Por tanto – dice Kumm – el sometimiento de un Estado a un tribunal arbitral es un privilegio que el Estado concede al inversor extranjero. Un privilegio – lex privata – que no está al alcance de un inversor nacional cuando, desde el punto de vista de su “condición” y de las posibilidades de expropiación, no hay diferencia alguna entre el inversor nacional y el extranjero. Al contrario, el inversor nacional está en una situación claudicante frente al gobierno porque hay que suponer que la mayoría de sus bienes están en el país controlado por el gobierno.
Un gobierno “decente”, pues, no reconocería tal privilegio por razones de igualdad ante la ley. En particular – dice Kumm – porque el sometimiento a un arbitraje internacional limita el derecho del Estado a modificar sus leyes ya que es precisamente la inmunidad frente a los cambios legislativos (regulatory takings) el principal efecto del sometimiento del gobierno al tribunal arbitral.
En consecuencia, si el arbitraje como mecanismo de protección de los inversores internacionales tenía algún sentido, lo ha perdido cuando se trata de Tratados entre países desarrollados que son Estados de Derecho y en los que la protección de los extranjeros es idéntica a la protección de los nacionales. Es más, si algo caracterizaba el Antiguo Régimen (en el caso de España, al menos) era que los comerciantes extranjeros no sólo no estaban discriminados sino que estaban privilegiados en función de la potencia militar de la “nación” a la que pertenecían. Los comerciantes vizcaínos se quejaban al Rey de España de los privilegios de los comerciantes ingleses ¡en Bilbao!.
Por tanto, no hay mucha justificación para que Europa o Estados Unidos o Japón acepten someterse a esos tribunales arbitrales. Ni siquiera para que acepten – como ocurre con el TTIP - la creación de un tribunal internacional (formado por jueces) que dirima los conflictos entre inversores y Estados parte. Las empresas multinacionales están sometidas al Derecho nacional de acuerdo con las reglas generales sobre extensión de la jurisdicción nacional (territorial en el caso de las normas penales, definida por el mercado donde están presentes en el caso de las normas sobre Derecho de la Competencia o competencia desleal, o según la elección de las partes en el caso de la mayor parte de las relaciones entre particulares).

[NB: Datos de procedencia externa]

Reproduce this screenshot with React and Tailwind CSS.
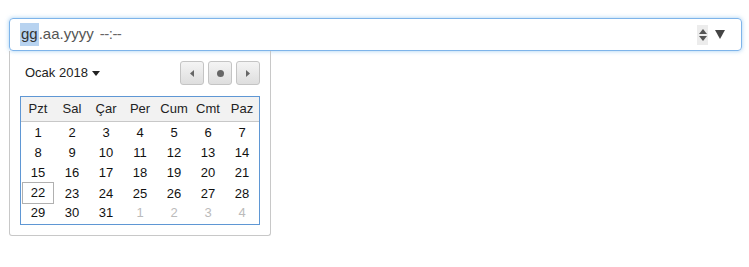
const weeks = [
  [1, 2, 3, 4, 5, 6, 7],
  [8, 9, 10, 11, 12, 13, 14],
  [15, 16, 17, 18, 19, 20, 21],
  [22, 23, 24, 25, 26, 27, 28],
  [29, 30, 31, 1, 2, 3, 4],
];

const days = ['Pzt', 'Sal', 'Çar', 'Per', 'Cum', 'Cmt', 'Paz'];

function NavButton({ children }) {
  return (
    <div className="w-[24px] h-[24px] rounded-[3px] border border-[#c4c4c4] bg-gradient-to-b from-[#f4f4f4] to-[#dedede] flex items-center justify-center">
      {children}
    </div>
  );
}

export default function App() {
  return (
    <div className="w-[749px] h-[267px] bg-white font-['Liberation_Sans',Arial,sans-serif] text-[#222] pt-[18px] pl-[9px] pr-[7px]">
      <div className="h-[33px] rounded-[4px] border border-[#7eb4ea] shadow-[0_0_4px_rgba(102,175,233,0.6)] flex items-center pl-[10px] pr-[16px]">
        <div className="text-[15px] text-[#333] flex items-center">
          <span className="bg-[#b8d3f0] px-[1px]">gg</span>
          <span className="text-[#555]">.aa.yyyy</span>
          <span className="text-[#666] ml-[6px] tracking-[-0.5px]">--:--</span>
        </div>
        <div className="ml-auto flex items-center gap-[7px]">
          <div className="w-[11px] h-[20px] bg-[#ececec] flex flex-col items-center justify-center gap-[2px]">
            <svg width="8" height="5" viewBox="0 0 8 5"><path d="M4 0 L8 5 L0 5 Z" fill="#555" /></svg>
            <svg width="8" height="5" viewBox="0 0 8 5"><path d="M0 0 L8 0 L4 5 Z" fill="#555" /></svg>
          </div>
          <svg width="10" height="9" viewBox="0 0 10 9"><path d="M0 0 L10 0 L5 9 Z" fill="#444" /></svg>
        </div>
      </div>

      <div className="w-[262px] h-[185px] border border-[#c8c8c8] border-t-0 rounded-b-[3px] pt-[10px] px-[10px]">
        <div className="flex items-center justify-between h-[24px]">
          <div className="flex items-center gap-[4px] pl-[5px] text-[13px] text-[#222]">
            <span>Ocak 2018</span>
            <svg width="8" height="5" viewBox="0 0 8 5"><path d="M0 0 L8 0 L4 5 Z" fill="#222" /></svg>
          </div>
          <div className="flex gap-[4px]">
            <NavButton>
              <svg width="4" height="7" viewBox="0 0 4 7"><path d="M4 0 L4 7 L0 3.5 Z" fill="#666" /></svg>
            </NavButton>
            <NavButton>
              <div className="w-[7px] h-[7px] rounded-full bg-[#666]" />
            </NavButton>
            <NavButton>
              <svg width="4" height="7" viewBox="0 0 4 7"><path d="M0 0 L4 3.5 L0 7 Z" fill="#666" /></svg>
            </NavButton>
          </div>
        </div>

        <div className="mt-[11px] w-[240px] border border-[#5f97d4] text-[13px]">
          <div className="grid grid-cols-7 h-[25px] items-center bg-[#f2f2f2] border-b border-[#c8c8c8]">
            {days.map((d) => (
              <div key={d} className="text-center text-[#222]">{d}</div>
            ))}
          </div>
          <div className="pt-[1px] pb-[1px]">
            {weeks.map((w, wi) => (
              <div key={wi} className="grid grid-cols-7 h-[20px]">
                {w.map((n, di) => {
                  const other = wi === 4 && di >= 3;
                  const today = wi === 3 && di === 0;
                  return (
                    <div
                      key={di}
                      className={
                        'flex items-center justify-center ' +
                        (other ? 'text-[#bbb] ' : 'text-[#111] ') +
                        (today ? 'border border-[#b0b0b0] h-[22px] -mt-[1px] mx-[1px]' : '')
                      }
                    >
                      {n}
                    </div>
                  );
                })}
              </div>
            ))}
          </div>
        </div>
      </div>
    </div>
  );
}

Cuestión distinta, dice Kumm, es que los derechos de los individuos – nacionales o extranjeros – merezcan una protección internacional, esto es, que vaya más allá de los tribunales y leyes nacionales. Los europeos – menos los americanos – estamos muy acostumbrados a someternos a normas y tribunales internacionales. El sistema de protección de los derechos fundamentales en España o la supremacía del Derecho europeo son dos ejemplos señeros. Pero esa regulación presupone que “se han agotado las vías nacionales” y sólo tienen un papel subsidiario para eliminar las actuaciones arbitrarias de las autoridades nacionales (sean estas jueces o administración pública o legislador nacional). Y, en fin, en el caso de los inversores nacionales, como última ratio, puede preverse que el Estado de la “nacionalidad” del inversor intervenga por vías diplomáticas cerca del Estado que ha cambiado su legislación para proteger los intereses de sus nacionales. Como vienen haciendo los Estados Unidos cada vez que la Comisión Europea pone una multa multimillonaria a empresas norteamericanas o viceversa.
1 comentario:
Dándole vueltas a cómo se podrían defender de forma más eficaz a los propietarios de construcciones y parcelas afectadas sobrevenidamente por la Ley de Costas de 1988, en relación al hecho de que las adquisiciones inmobiliarias son y se tratan fiscalmente como inversiones extranjeras ¿podría pensarse en acudir al arbitraje al amparo de los Convenios sobre inversiones extranjeras suscritos por España?